The Blockade That Failed
Not until the Civil War was about over did the U.S. Navy manage to put a halt to the South’s imports
August 1955 | Volume 6, Issue 5
Captains got a thousand pounds for a voyage which often did not consume more than a week; chief officers got 250; second and third officers, 150 each; chief engineer, 500; crew and firemen, 50 to 75; and the pilot, 750. Such was the demand for pilots that, if captured, they were never released. Besides drawing fabulous pay, officers were able to indulge in little private speculations of their own, each trip, stowing away a bale or two for themselves or a friend. The risk was not too great, for as naval historian Soley says: “Little apprehension was felt about running through the fleet. Calcium lights were burned, and shot and shell flew thickly round the entering vessel, but they did not often hit the mark.”

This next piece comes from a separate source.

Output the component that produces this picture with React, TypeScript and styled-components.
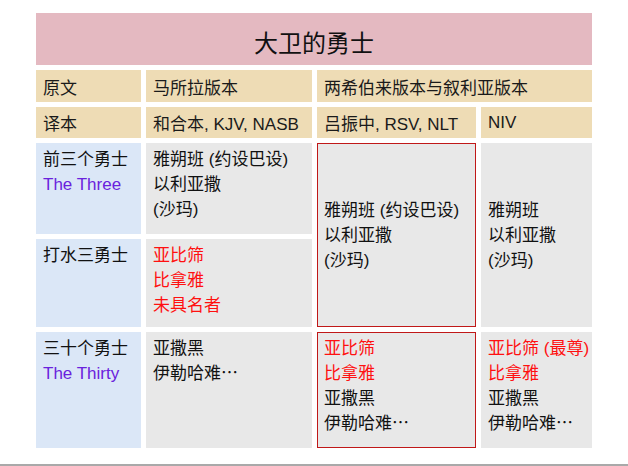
import styled, { createGlobalStyle } from "styled-components";

const GlobalStyle = createGlobalStyle`
  html, body {
    margin: 0;
    padding: 0;
    background: #ffffff;
  }
  body {
    font-family: "Liberation Sans", "Noto Sans CJK SC", sans-serif;
  }
`

type Tone = 'black' | 'red' | 'purple'

type Line = {
    text: string
    tone?: Tone
}

const toneColor: Record<Tone, string> = {
    black: '#111111',
    red: '#ff1010',
    purple: '#6a22dd',
}

const threeTop: Line[] = [
    {text: '雅朔班 (约设巴设)'},
    {text: '以利亚撒'},
    {text: '(沙玛)'},
]

const threeShort: Line[] = [
    {text: '雅朔班'},
    {text: '以利亚撒'},
    {text: '(沙玛)'},
]

const waterThree: Line[] = [
    {text: '亚比筛', tone: 'red'},
    {text: '比拿雅', tone: 'red'},
    {text: '未具名者', tone: 'red'},
]

const thirtyMasoretic: Line[] = [
    {text: '亚撒黑'},
    {text: '伊勒哈难⋯'},
]

const thirtyGreek: Line[] = [
    {text: '亚比筛', tone: 'red'},
    {text: '比拿雅', tone: 'red'},
    {text: '亚撒黑'},
    {text: '伊勒哈难⋯'},
]

const thirtyNiv: Line[] = [
    {text: '亚比筛 (最尊)', tone: 'red'},
    {text: '比拿雅', tone: 'red'},
    {text: '亚撒黑'},
    {text: '伊勒哈难⋯'},
]

const Lines = ({lines}: { lines: Line[] }) => (
    <>
        {lines.map((l, i) => (
            <TextLine key={i} $tone={l.tone || 'black'}>{l.text}</TextLine>
        ))}
    </>
)

export default function App() {
    return (
        <Page>
            <GlobalStyle/>
            <Table>
                <Title>大卫的勇士</Title>

                <HeadCell>原文</HeadCell>
                <HeadCell>马所拉版本</HeadCell>
                <HeadCell $span={2}>两希伯来版本与叙利亚版本</HeadCell>

                <HeadCell>译本</HeadCell>
                <HeadCell>和合本, KJV, NASB</HeadCell>
                <HeadCell>吕振中, RSV, NLT</HeadCell>
                <HeadCell>NIV</HeadCell>

                <LabelCell>
                    <TextLine $tone="black">前三个勇士</TextLine>
                    <TextLine $tone="purple">The Three</TextLine>
                </LabelCell>
                <BodyCell>
                    <Lines lines={threeTop}/>
                </BodyCell>
                <BodyCell $rows={2} $centered $marked>
                    <Lines lines={threeTop}/>
                </BodyCell>
                <BodyCell $rows={2} $centered>
                    <Lines lines={threeShort}/>
                </BodyCell>

                <LabelCell>
                    <TextLine $tone="black">打水三勇士</TextLine>
                </LabelCell>
                <BodyCell>
                    <Lines lines={waterThree}/>
                </BodyCell>

                <LabelCell>
                    <TextLine $tone="black">三十个勇士</TextLine>
                    <TextLine $tone="purple">The Thirty</TextLine>
                </LabelCell>
                <BodyCell>
                    <Lines lines={thirtyMasoretic}/>
                </BodyCell>
                <BodyCell $marked>
                    <Lines lines={thirtyGreek}/>
                </BodyCell>
                <BodyCell>
                    <Lines lines={thirtyNiv}/>
                </BodyCell>
            </Table>
        </Page>
    )
}

const Page = styled.div`
  width: 628px;
  height: 466px;
  box-sizing: border-box;
  padding: 13px 0 0 36px;
  border-bottom: 2px solid #a9a9a9;
  overflow: hidden;
`

const Table = styled.div`
  width: 556px;
  display: grid;
  grid-template-columns: 105px 166px 159px 111px;
  grid-template-rows: 52px 32px 31px 91px 88px 116px;
  column-gap: 5px;
  row-gap: 5px;
`

const Title = styled.div`
  grid-column: 1 / span 4;
  display: flex;
  align-items: center;
  justify-content: center;
  padding-top: 4px;
  box-sizing: border-box;
  font-size: 24px;
  color: #111111;
  background-color: #e4b9c1;
`

const HeadCell = styled.div<{ $span?: number }>`
  grid-column: span ${p => p.$span || 1};
  display: flex;
  align-items: center;
  padding: 0 7px;
  font-size: 17px;
  color: #1a1a1a;
  background-color: #eedcb5;
  white-space: nowrap;
`

const LabelCell = styled.div`
  display: flex;
  flex-direction: column;
  padding: 4px 7px;
  background-color: #dbe7f7;
`

const BodyCell = styled.div<{ $rows?: number, $centered?: boolean, $marked?: boolean }>`
  grid-row: span ${p => p.$rows || 1};
  display: flex;
  flex-direction: column;
  justify-content: ${p => p.$centered ? 'center' : 'flex-start'};
  box-sizing: border-box;
  padding: ${p => p.$marked ? '3px 6px' : '4px 7px'};
  border: ${p => p.$marked ? '1px solid #c01818' : 'none'};
  background-color: #e8e8e8;
`

const TextLine = styled.div<{ $tone: Tone }>`
  font-size: 17px;
  line-height: 25px;
  color: ${p => toneColor[p.$tone]};
  white-space: nowrap;
`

They needed to hit the mark only once, of course, and no amount of statistics can alter the fact that blockade running was dangerous, as well as big, business. Though the runner could show his heels to the blockader, given sufficient notice, bad timing could result in his ship’s being riddled with shot at close range. Since his cargo most frequently included gunpowder, it will be seen that blockade running was not an occupation for anyone whose nerves were bad.
The rewards being as great as they were, however, the traffic soon attracted a host of that inevitable company of adventurous souls who are always willing to risk their skins for a thousand per cent profit. Besides the southerners engaged in the business, most of the contraband captains.and crews were British, canny Scots among them, naturally, and officers of the Royal Navy who had resigned their commissions to seek a fortune overnight. In Liverpool, in Bermuda, in Nassau, the descendants of Raleigh, Drake and Hawkins heard the siren song; the gold rush was on. Major J. F. Bell, in his Bahamas; Isles of June, describes it thus:
As to the rest, they were a sprinkling of Danes, Spaniards, Portuguese, Mexicans, Italians, Greeks, Canadians and now and then, if the truth were told, a New England Yankee or two; and there was at least one Prussian baron, Charles Henry Von Schwanz, whose son succeeded him in comand of a blockade runner. In all, they were as swashbuckling a crew of sailors of fortune as ever sailed the Golden Seas.
The charred skeletons of some of their ships still stand today against the battering of the waves, caught fast in the shoals of the Carolina coast-etched forever against the sky in that graveyard of the Atlantic, beyond all salvage except by the historian or the spinner of sea yarns. The wreck of his ship, however, seldom discouraged the blockade runner, if he survived uncaptured; next week or next month or next year found him outward bound again.
Such were the men that ran the blockade, and they sailed, appropriately enough, from the ports of the Spanish Main: from Nassau, from Bermuda, from Havana with its moated castle, from steaming Belize in British Honduras, from Tampico on the coastal plain of Mexico, and from Belem and Bahia in Brazil. They ran their overloaded craft through the gauntlet of Federal fire into the seaports of Wilmington, Charleston, Savannah, Galveston, Corpus Christi and Mobile; they braved hurricanes and Hatteras storms; they were shipwrecked and shot at; they disported themselves in dives and were entertained in the mansions of the rich, according to their tastes and their backgrounds. Their story is yet to be told, in its fullest, but the operation they conducted was, as Frank Vandiver, author of Confederate Blockade Running through Bermuda , says, “the most successful large-scale campaign attempted by the South.”